Data on the recent history of terrorist attacks shows how much more concentrated the threat is among a few groups in Israel than in the U.S. According to the Global Terrorism Database,2 there were 201 deadly terrorist attacks in Israel between 1996 and 2015 that had a known primary perpetrator group, and 79 percent were committed by just four groups (Hamas, Al Aqsa Martyrs’ Brigade, Palestinian Islamic Jihad and Hezbollah). Just 2 percent were committed by unaffiliated terrorists. Over the same time period in the U.S., there were 58 deadly attacks for which the primary perpetrator was known, and 78 percent were committed by unaffiliated terrorists.
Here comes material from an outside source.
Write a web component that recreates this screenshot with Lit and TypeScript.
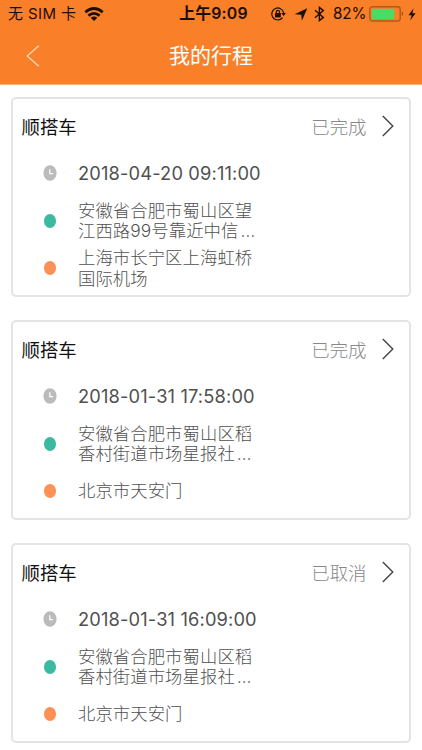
import { LitElement, html, css } from "lit";
import { customElement, property } from "lit/decorators.js";

interface Trip {
  kind: string;
  status: string;
  time: string;
  from: string[];
  to: string[];
}

const TRIPS: Trip[] = [
  {
    kind: "顺搭车",
    status: "已完成",
    time: "2018-04-20 09:11:00",
    from: ["安徽省合肥市蜀山区望", "江西路99号靠近中信…"],
    to: ["上海市长宁区上海虹桥", "国际机场"],
  },
  {
    kind: "顺搭车",
    status: "已完成",
    time: "2018-01-31 17:58:00",
    from: ["安徽省合肥市蜀山区稻", "香村街道市场星报社…"],
    to: ["北京市天安门"],
  },
  {
    kind: "顺搭车",
    status: "已取消",
    time: "2018-01-31 16:09:00",
    from: ["安徽省合肥市蜀山区稻", "香村街道市场星报社…"],
    to: ["北京市天安门"],
  },
];

@customElement("status-bar")
class StatusBar extends LitElement {
  static styles = css`
    :host {
      display: grid;
      grid-template-columns: 1fr auto 1fr;
      align-items: center;
      height: 28px;
      padding: 0 6px 0 8px;
      color: #1d0d02;
      font-size: 15px;
      line-height: 28px;
      white-space: nowrap;
    }
    .side {
      display: flex;
      align-items: center;
    }
    .right {
      justify-content: flex-end;
    }
    .carrier {
      letter-spacing: 0.4px;
    }
    .clock {
      font-weight: 600;
      font-size: 15.8px;
      letter-spacing: 0.2px;
      padding-left: 3px;
    }
    svg {
      display: block;
      flex: none;
    }
    .wifi {
      margin-left: 8px;
    }
    .arrow {
      margin-left: 8px;
    }
    .bt {
      margin-left: 6px;
    }
    .pct {
      margin: 0 4px 0 8px;
      width: 32px;
      font-size: 15.2px;
      letter-spacing: -0.1px;
    }
    .bolt {
      margin-left: 4px;
    }
  `;
  render() {
    return html`
      <div class="side">
        <span class="carrier">无 SIM 卡</span>
        <svg class="wifi" width="20" height="14" viewBox="0 0 20 14" fill="none" stroke="#1d0d02" stroke-width="2.8">
          <path d="M1.3 5.2 Q10 -2.1 18.7 5.2" />
          <path d="M4.4 8.7 Q10 4.1 15.6 8.7" />
          <path d="M10 13.9 L6.7 10.8 Q10 8.2 13.3 10.8 Z" fill="#1d0d02" stroke="none" />
        </svg>
      </div>
      <span class="clock">上午9:09</span>
      <div class="side right">
        <svg width="15" height="14" viewBox="0 0 15 14" fill="none" stroke="#1d0d02" stroke-width="1.2">
          <path d="M11.6 10.6 A6 6 0 1 1 12.7 5.9" />
          <path d="M10.2 6 h4.8 l-2.4 3z" fill="#1d0d02" stroke="none" />
          <rect x="4" y="6.1" width="5.8" height="4.3" fill="#1d0d02" stroke="none" />
          <path d="M5.3 6.4 V5 a1.6 1.6 0 0 1 3.2 0 V6.4" />
        </svg>
        <svg class="arrow" width="14" height="13" viewBox="0 0 14 13">
          <path d="M13.3 0.3 L7.9 12.8 L7.3 6.7 L0.6 6.2 Z" fill="#1d0d02" />
        </svg>
        <svg class="bt" width="11" height="16" viewBox="0 0 11 16" fill="none" stroke="#1d0d02" stroke-width="1.4">
          <path d="M1 4.3 L9.4 11.4 L5.4 14.6 V1.4 L9.4 4.6 L1 11.7" />
        </svg>
        <span class="pct">82%</span>
        <svg width="35" height="16" viewBox="0 0 35 16">
          <rect x="0.8" y="0.8" width="30.4" height="14.2" rx="2.6" fill="none" stroke="#b0591a" stroke-width="1.4" />
          <rect x="2.8" y="2.8" width="22.4" height="10.2" fill="#4cd964" />
          <path d="M32.8 5.3 q2.4 2.5 0 5z" fill="#8a4513" />
        </svg>
        <svg class="bolt" width="8" height="13" viewBox="0 0 8 13">
          <path d="M5.6 0.3 L0.5 7.2 H3.7 L2.2 12.6 L7.6 5.2 H4.4 Z" fill="#1d0d02" />
        </svg>
      </div>
    `;
  }
}

@customElement("trip-card")
class TripCard extends LitElement {
  @property({ attribute: false }) trip!: Trip;

  static styles = css`
    :host {
      display: block;
      box-sizing: border-box;
      height: 199.5px;
      padding-top: 3.5px;
      border: 2px solid #e4e4e4;
      border-radius: 5px;
      background: #fff;
    }
    .head,
    .row {
      display: flex;
      align-items: center;
      height: 47.3px;
    }
    .head {
      padding: 0 15.5px 0 8.5px;
      font-size: 18.4px;
    }
    .kind {
      flex: 1;
      color: #111;
    }
    .status {
      color: #888;
      margin-right: 15px;
      font-weight: 300;
    }
    svg {
      display: block;
      flex: none;
    }
    .mark {
      width: 73px;
      display: flex;
      justify-content: center;
      margin-right: -8px;
      flex: none;
    }
    .dot {
      width: 12px;
      height: 13.5px;
      border-radius: 50%;
    }
    .from {
      background: #3cb9a1;
      margin-top: 1px;
    }
    .to {
      background: #fc9155;
    }
    .time {
      font-size: 18.3px;
      letter-spacing: 0.14px;
      color: #505050;
      font-feature-settings: "calt" 0;
    }
    .place {
      font-size: 17.35px;
      letter-spacing: 0.08px;
      line-height: 20.5px;
      padding-top: 1.2px;
      color: #505050;
      font-weight: 300;
      white-space: nowrap;
    }
    .more {
      margin-left: 2px;
    }
  `;

  private line(text: string) {
    return text.endsWith("…")
      ? html`<div>${text.slice(0, -1)}<span class="more">…</span></div>`
      : html`<div>${text}</div>`;
  }

  private place(kind: string, lines: string[]) {
    return html`<div class="row">
      <div class="mark"><i class="dot ${kind}"></i></div>
      <div class="place">${lines.map((l) => this.line(l))}</div>
    </div>`;
  }

  render() {
    const t = this.trip;
    return html`
      <div class="head">
        <span class="kind">${t.kind}</span>
        <span class="status">${t.status}</span>
        <svg width="12" height="22" viewBox="0 0 12 22" fill="none" stroke="#444" stroke-width="1.4">
          <path d="M0.8 1 L10.8 11 L0.8 21" />
        </svg>
      </div>
      <div class="row">
        <div class="mark">
          <svg width="14" height="16" viewBox="0 0 14 16">
            <ellipse cx="7" cy="8" rx="6.6" ry="7.8" fill="#bbb" />
            <path d="M6.8 4.2 V8.6 H10" fill="none" stroke="#fff" stroke-width="1.2" />
          </svg>
        </div>
        <span class="time">${t.time}</span>
      </div>
      ${this.place("from", t.from)} ${this.place("to", t.to)}
    `;
  }
}

@customElement("app-root")
class AppRoot extends LitElement {
  static styles = css`
    :host {
      display: block;
      height: 750px;
      overflow: hidden;
      background: #fff;
      font-family: Inter, "Noto Sans CJK SC", sans-serif;
    }
    .top {
      background: #f97f28;
      height: 84px;
      border-bottom: 1px solid #fbb27c;
      box-sizing: content-box;
    }
    .nav {
      display: grid;
      grid-template-columns: 60px 1fr 60px;
      align-items: center;
      height: 56px;
      color: #fff;
    }
    .back {
      display: block;
      margin-left: 26px;
    }
    .title {
      text-align: center;
      font-size: 21px;
      line-height: 56px;
    }
    .list {
      display: flex;
      flex-direction: column;
      gap: 23.5px;
      padding: 12px 11px 0;
    }
  `;
  render() {
    return html`
      <div class="top">
        <status-bar></status-bar>
        <div class="nav">
          <svg class="back" width="14" height="22" viewBox="0 0 14 22" fill="none" stroke="#ffd9bd" stroke-width="1.3">
            <path d="M12.8 0.8 L1.2 11 L12.8 21.2" />
          </svg>
          <span class="title">我的行程</span>
        </div>
      </div>
      <div class="list">${TRIPS.map((t) => html`<trip-card .trip=${t}></trip-card>`)}</div>
    `;
  }
}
So-called lone-wolf terrorism accounts for the majority of recent U.S. attacks, and many of the attackers had no known formal ties to terrorist groups before their attack. They also had a wide range of stated motives. “The variability of the lone wolf is so high at this point,” Jacobson said. “The noise is overwhelming the signal right now.”
The scale of security needed in Israel is also much more limited. For example, the U.S. has more than 100 times the number of air passengers as Israel does. “It would be impossible to scale what they’re doing,” Jacobson said.
Also, Israel has a workforce full of military veterans, thanks to the country’s mandatory military service, including some with training in interrogation or security. Sela said it would take a huge effort for the U.S. to institute the kind of training that would be required to fulfill Trump’s vision of putting in place Israel-style security. “The problem is, he has no clue how expensive this is,” Sela said.